— Start GIVEN INFORMATION —

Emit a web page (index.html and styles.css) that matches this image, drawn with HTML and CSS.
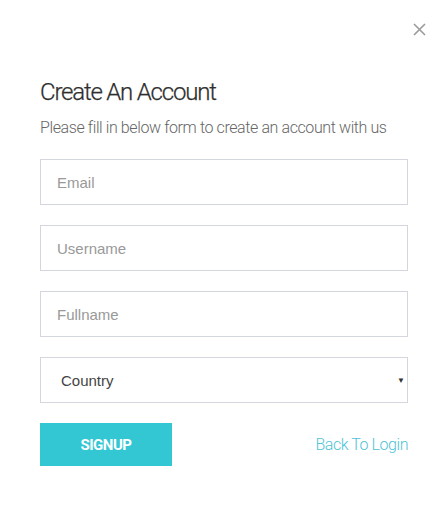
FILE: index.html
```html
<!DOCTYPE html>
<html>
<head>
<meta charset="utf-8">
<link rel="stylesheet" href="styles.css">
</head>
<body>
<div class="modal">
  <button class="close" aria-label="Close">
    <svg width="13" height="13" viewBox="0 0 13 13"><path d="M1 1L12 12M12 1L1 12" stroke="#9a9a9a" stroke-width="1.6"/></svg>
  </button>
  <h1 class="title">Create An Account</h1>
  <p class="subtitle">Please fill in below form to create an account with us</p>
  <form class="form">
    <input class="field" type="text" placeholder="Email">
    <input class="field" type="text" placeholder="Username">
    <input class="field" type="text" placeholder="Fullname">
    <div class="select">
      <span>Country</span>
      <span class="caret">▼</span>
    </div>
    <div class="actions">
      <button type="button" class="signup">SIGNUP</button>
      <a class="back" href="#">Back To Login</a>
    </div>
  </form>
</div>
</body>
</html>
```
FILE: styles.css
```css
html, body {
  margin: 0;
  padding: 0;
  background: #fff;
}
.modal {
  position: relative;
  width: 448px;
  height: 516px;
  box-sizing: border-box;
  padding: 76px 40px 0 40px;
  font-family: Roboto, "Liberation Sans", sans-serif;
}
.close {
  position: absolute;
  top: 23px;
  right: 22px;
  border: 0;
  background: none;
  padding: 0;
  width: 13px;
  height: 13px;
  display: block;
}
.close svg { display: block; }
.title {
  margin: 0;
  font-size: 24px;
  font-weight: 300;
  color: #2e2e2e;
  line-height: 32px;
  letter-spacing: -1.2px;
  -webkit-text-stroke: 0.25px #2e2e2e;
}
.subtitle {
  margin: 9px 0 0 0;
  font-size: 16px;
  font-weight: 300;
  color: #666;
  line-height: 22px;
  letter-spacing: -0.4px;
}
.form {
  margin-top: 20px;
  display: flex;
  flex-direction: column;
  gap: 20px;
}
.field, .select {
  box-sizing: border-box;
  width: 368px;
  height: 46px;
  border: 1px solid #d3d6dc;
  padding: 0 16px;
  font-family: "Liberation Sans", Arial, sans-serif;
  font-size: 15px;
  color: #555;
  outline: none;
  margin: 0;
}
.field::placeholder { color: #999; }
.select {
  display: flex;
  align-items: center;
  justify-content: space-between;
  padding: 0 2px 0 20px;
  color: #444;
}
.caret {
  font-size: 8px;
  color: #333;
}
.actions {
  display: flex;
  align-items: center;
  justify-content: space-between;
}
.signup {
  width: 132px;
  height: 43px;
  border: 0;
  background: #33c6d3;
  color: #fff;
  font-family: Roboto, sans-serif;
  font-weight: 700;
  font-size: 15px;
  letter-spacing: -0.5px;
  padding: 0;
}
.back {
  color: #4fc3d6;
  font-weight: 300;
  font-size: 16px;
  letter-spacing: -0.45px;
  text-decoration: none;
}
```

— End GIVEN INFORMATION —

Write out the material above again, word for word, minus its pictures.

Emit a web page (index.html and styles.css) that matches this image, drawn with HTML and CSS.
FILE: index.html
```html
<!DOCTYPE html>
<html>
<head>
<meta charset="utf-8">
<link rel="stylesheet" href="styles.css">
</head>
<body>
<div class="modal">
  <button class="close" aria-label="Close">
    <svg width="13" height="13" viewBox="0 0 13 13"><path d="M1 1L12 12M12 1L1 12" stroke="#9a9a9a" stroke-width="1.6"/></svg>
  </button>
  <h1 class="title">Create An Account</h1>
  <p class="subtitle">Please fill in below form to create an account with us</p>
  <form class="form">
    <input class="field" type="text" placeholder="Email">
    <input class="field" type="text" placeholder="Username">
    <input class="field" type="text" placeholder="Fullname">
    <div class="select">
      <span>Country</span>
      <span class="caret">▼</span>
    </div>
    <div class="actions">
      <button type="button" class="signup">SIGNUP</button>
      <a class="back" href="#">Back To Login</a>
    </div>
  </form>
</div>
</body>
</html>
```
FILE: styles.css
```css
html, body {
  margin: 0;
  padding: 0;
  background: #fff;
}
.modal {
  position: relative;
  width: 448px;
  height: 516px;
  box-sizing: border-box;
  padding: 76px 40px 0 40px;
  font-family: Roboto, "Liberation Sans", sans-serif;
}
.close {
  position: absolute;
  top: 23px;
  right: 22px;
  border: 0;
  background: none;
  padding: 0;
  width: 13px;
  height: 13px;
  display: block;
}
.close svg { display: block; }
.title {
  margin: 0;
  font-size: 24px;
  font-weight: 300;
  color: #2e2e2e;
  line-height: 32px;
  letter-spacing: -1.2px;
  -webkit-text-stroke: 0.25px #2e2e2e;
}
.subtitle {
  margin: 9px 0 0 0;
  font-size: 16px;
  font-weight: 300;
  color: #666;
  line-height: 22px;
  letter-spacing: -0.4px;
}
.form {
  margin-top: 20px;
  display: flex;
  flex-direction: column;
  gap: 20px;
}
.field, .select {
  box-sizing: border-box;
  width: 368px;
  height: 46px;
  border: 1px solid #d3d6dc;
  padding: 0 16px;
  font-family: "Liberation Sans", Arial, sans-serif;
  font-size: 15px;
  color: #555;
  outline: none;
  margin: 0;
}
.field::placeholder { color: #999; }
.select {
  display: flex;
  align-items: center;
  justify-content: space-between;
  padding: 0 2px 0 20px;
  color: #444;
}
.caret {
  font-size: 8px;
  color: #333;
}
.actions {
  display: flex;
  align-items: center;
  justify-content: space-between;
}
.signup {
  width: 132px;
  height: 43px;
  border: 0;
  background: #33c6d3;
  color: #fff;
  font-family: Roboto, sans-serif;
  font-weight: 700;
  font-size: 15px;
  letter-spacing: -0.5px;
  padding: 0;
}
.back {
  color: #4fc3d6;
  font-weight: 300;
  font-size: 16px;
  letter-spacing: -0.45px;
  text-decoration: none;
}
```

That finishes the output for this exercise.